Last week I was installing a physical Windows Server 2019 server (not every day you install Windows on a pshysical server, I know) for a Veeam installation. The reason for the physical approach was to gain performance and not to hit the maximum VMDK size in vSphere as a whole bunch of local disks are used as backup repository.
Anyhow, enough background talking.
The server is connected both to the environments management network, but also directly to the SAN switches via fiber to be able to use Direct SAN Access (i.e. to fetch the VMs data directly from the SAN without passing vSphere). In addition to that, the server is also connected to a separate data network for offsite backup copy.
During the setup, I was trying out NIC teaming in Windows for the first time (not a thing you use when setting up Windows Server as a virtual machine). I connected the special data network to two diffrent core switches and configured NIC teaming as switch independet with both adapters active:
At the other end (the backup copy repository), an HP StoreOnce appliance, I configured bonding (kind of the same as NIC teaming). Same procedure here; connected the StoreOnce to two diffrent core switches and configured the bond to use both adapters in a load balancing:
So now I have a totaly redundant solution, right? Let’s fire up a backup copy job! Said and done. The morning after I checked the status of the job – 20 % and full of error “OSCLT_ERR_INTERNAL_ERROR. Failed to write data to the object”. I also noticed that the server was not using more then about 10-20 Mbit/s of bandwith out of a gigabit in total.
I googled a bit about the diffrent bonding and NIC teaming modes and how they work. Not to hard to guess, in load balancing and all adapter active mode, they alter the packets between the switch ports. Maybe Veeam, Windows, StoreOnce, or the nerwork itself isn’t too good to handle this, I thought.

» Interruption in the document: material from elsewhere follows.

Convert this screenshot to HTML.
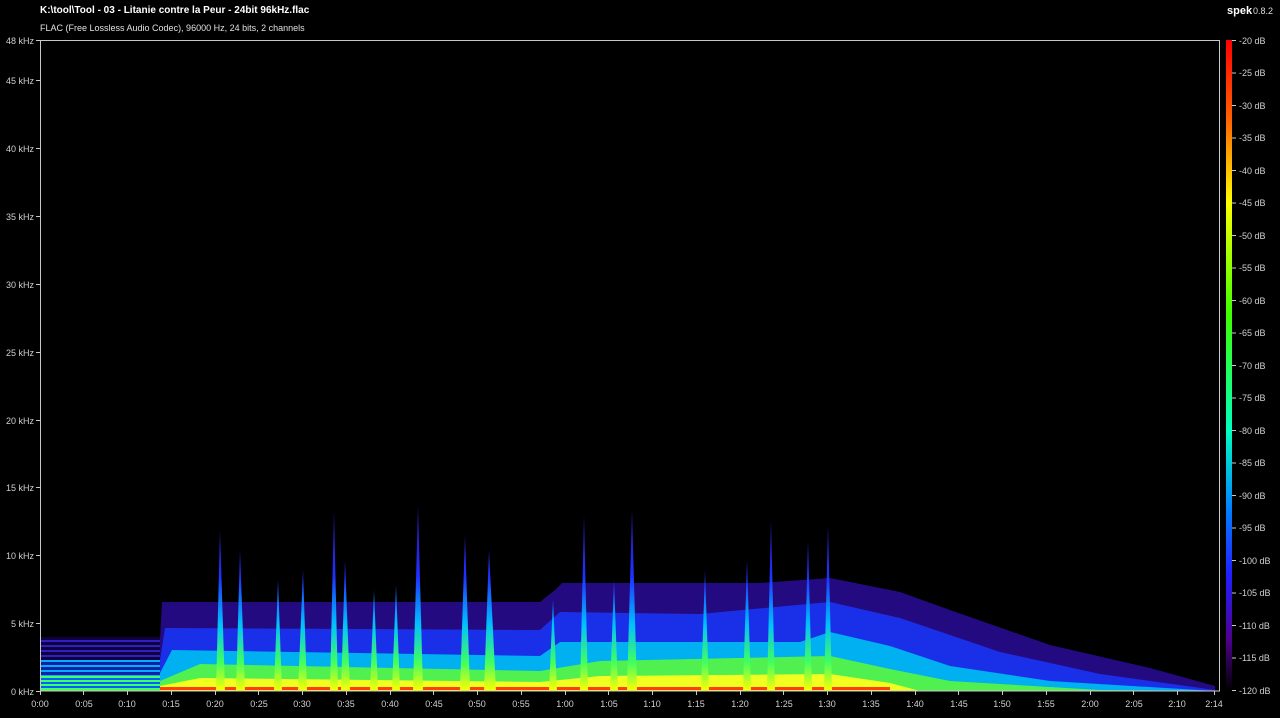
<!DOCTYPE html>
<html><head><meta charset="utf-8"><style>
html,body{margin:0;padding:0;background:#000;width:1280px;height:718px;overflow:hidden}
svg{display:block}
text{font-family:"Liberation Sans",sans-serif;font-size:9px;fill:#d0d0d0}
</style></head><body>
<svg width="1280" height="718" viewBox="0 0 1280 718">
<defs>
<linearGradient id="cb" x1="0" y1="40" x2="0" y2="691" gradientUnits="userSpaceOnUse">
<stop offset="0" stop-color="#ff0000"/><stop offset="0.12" stop-color="#ff6000"/>
<stop offset="0.25" stop-color="#ffff00"/><stop offset="0.42" stop-color="#40ff00"/>
<stop offset="0.6" stop-color="#00ffc0"/><stop offset="0.72" stop-color="#0080ff"/>
<stop offset="0.82" stop-color="#2020ff"/><stop offset="0.92" stop-color="#500090"/>
<stop offset="1" stop-color="#000000"/></linearGradient>
<linearGradient id="sp" x1="0" y1="500" x2="0" y2="691" gradientUnits="userSpaceOnUse">
<stop offset="0" stop-color="#3010a0"/><stop offset="0.4" stop-color="#2030ff"/>
<stop offset="0.65" stop-color="#00c0ff"/><stop offset="0.85" stop-color="#40ff60"/>
<stop offset="1" stop-color="#ffff00"/></linearGradient>
<pattern id="h1" width="6" height="5" patternUnits="userSpaceOnUse"><rect width="6" height="5" fill="#100040"/><rect width="6" height="2" fill="#3020c0"/></pattern>
<pattern id="h2" width="6" height="5" patternUnits="userSpaceOnUse"><rect width="6" height="5" fill="#1020a0"/><rect width="6" height="2" fill="#00b0ff"/></pattern>
<pattern id="h3" width="6" height="4" patternUnits="userSpaceOnUse"><rect width="6" height="4" fill="#0060ff"/><rect width="6" height="2" fill="#40ff60"/></pattern>
</defs>
<text x="40" y="13" style="font-weight:bold;font-size:10px;fill:#fff">K:\tool\Tool - 03 - Litanie contre la Peur - 24bit 96kHz.flac</text>
<text x="40" y="31" style="fill:#e0e0e0">FLAC (Free Lossless Audio Codec), 96000 Hz, 24 bits, 2 channels</text>
<text x="1227" y="14" style="font-weight:bold;font-size:11px;fill:#fff">spek</text>
<text x="1253" y="14" style="fill:#ddd">0.8.2</text>

<polygon fill="#240a80" points="40,691 40,638 160,638 162,602 540,602 555,590 562,583 760,583 830,578 900,592 950,610 1050,645 1150,668 1215,686 1215,691"/>
<polygon fill="#1a30e8" points="40,691 40,660 160,660 165,628 540,630 560,612 700,614 830,602 900,618 1000,652 1100,674 1215,690 1215,691"/>
<polygon fill="#00b0f0" points="40,691 40,676 160,673 172,650 540,656 560,642 800,642 830,632 890,646 950,666 1050,681 1215,691"/>
<polygon fill="#50f050" points="40,691 40,685 160,681 200,664 540,671 600,661 830,656 890,669 950,681 1100,690 1215,691"/>
<polygon fill="#f0ff20" points="160,691 160,686 200,678 540,682 600,676 830,674 890,683 920,691"/>
<rect x="160" y="687" width="730" height="3" fill="#ff4000"/>
<rect x="40" y="637" width="120" height="23" fill="url(#h1)"/>
<rect x="40" y="660" width="120" height="16" fill="url(#h2)"/>
<rect x="40" y="676" width="120" height="14" fill="url(#h3)"/>
<g fill="url(#sp)">
<polygon points="216,691 220,530 225,691"/><polygon points="236,691 240,550 245,691"/>
<polygon points="274,691 278,580 282,691"/><polygon points="298,691 303,570 307,691"/>
<polygon points="330,691 334,510 338,691"/><polygon points="341,691 345,560 350,691"/>
<polygon points="370,691 374,590 378,691"/><polygon points="392,691 396,585 400,691"/>
<polygon points="413,691 418,505 423,691"/><polygon points="460,691 465,535 470,691"/>
<polygon points="484,691 489,550 496,691"/><polygon points="549,691 553,600 557,691"/>
<polygon points="580,691 584,515 588,691"/><polygon points="627,691 632,510 637,691"/>
<polygon points="701,691 705,570 709,691"/><polygon points="743,691 747,560 751,691"/>
<polygon points="767,691 771,520 775,691"/><polygon points="804,691 808,540 812,691"/>
<polygon points="824,691 828,525 832,691"/><polygon points="610,691 614,580 618,691"/>
</g>

<rect x="40.5" y="40.5" width="1179" height="650.5" fill="none" stroke="#c8c8c8" stroke-width="1"/>
<rect x="1226" y="40" width="6" height="651" fill="url(#cb)"/>
<g stroke="#c8c8c8">
<path d="M36 40.5H40M36 80.5H40M36 148.5H40M36 216.5H40M36 284.5H40M36 352.5H40M36 420.5H40M36 487.5H40M36 555.5H40M36 623.5H40M36 691.5H40"/>
<path d="M1232 40.5h4M1232 73h4M1232 105.5h4M1232 138h4M1232 170.5h4M1232 203h4M1232 235.5h4M1232 268h4M1232 300.5h4M1232 333h4M1232 365.5h4M1232 398h4M1232 430.5h4M1232 463h4M1232 495.5h4M1232 528h4M1232 560.5h4M1232 593h4M1232 625.5h4M1232 658h4M1232 690.5h4"/>
<path d="M40.5 691v4M83.5 691v4M127.5 691v4M171.5 691v4M215.5 691v4M258.5 691v4M302.5 691v4M346.5 691v4M390.5 691v4M433.5 691v4M477.5 691v4M521.5 691v4M565.5 691v4M608.5 691v4M652.5 691v4M696.5 691v4M740.5 691v4M783.5 691v4M827.5 691v4M871.5 691v4M915.5 691v4M958.5 691v4M1002.5 691v4M1046.5 691v4M1090.5 691v4M1133.5 691v4M1177.5 691v4M1214.5 691v4"/>
</g>
<g text-anchor="end">
<text x="34" y="44">48 kHz</text><text x="34" y="84">45 kHz</text><text x="34" y="152">40 kHz</text>
<text x="34" y="220">35 kHz</text><text x="34" y="288">30 kHz</text><text x="34" y="356">25 kHz</text>
<text x="34" y="424">20 kHz</text><text x="34" y="491">15 kHz</text><text x="34" y="559">10 kHz</text>
<text x="34" y="627">5 kHz</text><text x="34" y="695">0 kHz</text>
</g>
<g>
<text x="1239" y="44">-20 dB</text><text x="1239" y="76">-25 dB</text><text x="1239" y="109">-30 dB</text>
<text x="1239" y="141">-35 dB</text><text x="1239" y="174">-40 dB</text><text x="1239" y="206">-45 dB</text>
<text x="1239" y="239">-50 dB</text><text x="1239" y="271">-55 dB</text><text x="1239" y="304">-60 dB</text>
<text x="1239" y="336">-65 dB</text><text x="1239" y="369">-70 dB</text><text x="1239" y="401">-75 dB</text>
<text x="1239" y="434">-80 dB</text><text x="1239" y="466">-85 dB</text><text x="1239" y="499">-90 dB</text>
<text x="1239" y="531">-95 dB</text><text x="1239" y="564">-100 dB</text><text x="1239" y="596">-105 dB</text>
<text x="1239" y="629">-110 dB</text><text x="1239" y="661">-115 dB</text><text x="1239" y="694">-120 dB</text>
</g>
<g text-anchor="middle">
<text x="40" y="707">0:00</text><text x="84" y="707">0:05</text><text x="127" y="707">0:10</text>
<text x="171" y="707">0:15</text><text x="215" y="707">0:20</text><text x="259" y="707">0:25</text>
<text x="302" y="707">0:30</text><text x="346" y="707">0:35</text><text x="390" y="707">0:40</text>
<text x="434" y="707">0:45</text><text x="477" y="707">0:50</text><text x="521" y="707">0:55</text>
<text x="565" y="707">1:00</text><text x="609" y="707">1:05</text><text x="652" y="707">1:10</text>
<text x="696" y="707">1:15</text><text x="740" y="707">1:20</text><text x="784" y="707">1:25</text>
<text x="827" y="707">1:30</text><text x="871" y="707">1:35</text><text x="915" y="707">1:40</text>
<text x="959" y="707">1:45</text><text x="1002" y="707">1:50</text><text x="1046" y="707">1:55</text>
<text x="1090" y="707">2:00</text><text x="1134" y="707">2:05</text><text x="1177" y="707">2:10</text>
<text x="1214" y="707">2:14</text>
</g>
</svg>
</body></html>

To test out my theory, I changed the bonding mode on the StoreOnce to failover only instead, meaning that all packets will travel though one switch port only and only change if the link goes down:
After this, the error in Veeam disappeared but the slow transfer speed remained. As I was on to something, I continued my testing by also changing the NIC teaming mode in Windows to active/standby by choosing a standby adapter:
Boom! The transfer speed changed dramatically:
To improve the transfer speed even more, I turned off the limit on the StoreOnce backup repository in Veeam:
Normally, you should never turn off the limit as it could result in some serious bottlenecking. I read somewhere that a general guideline is to have the same limit on the repository as you have in your proxy (i.e. the number of cores you have in your server). But for a StoreOnce, Veeam is able to tell via the Catalyst how many tasks it can run simultaneously.
Nice, eh?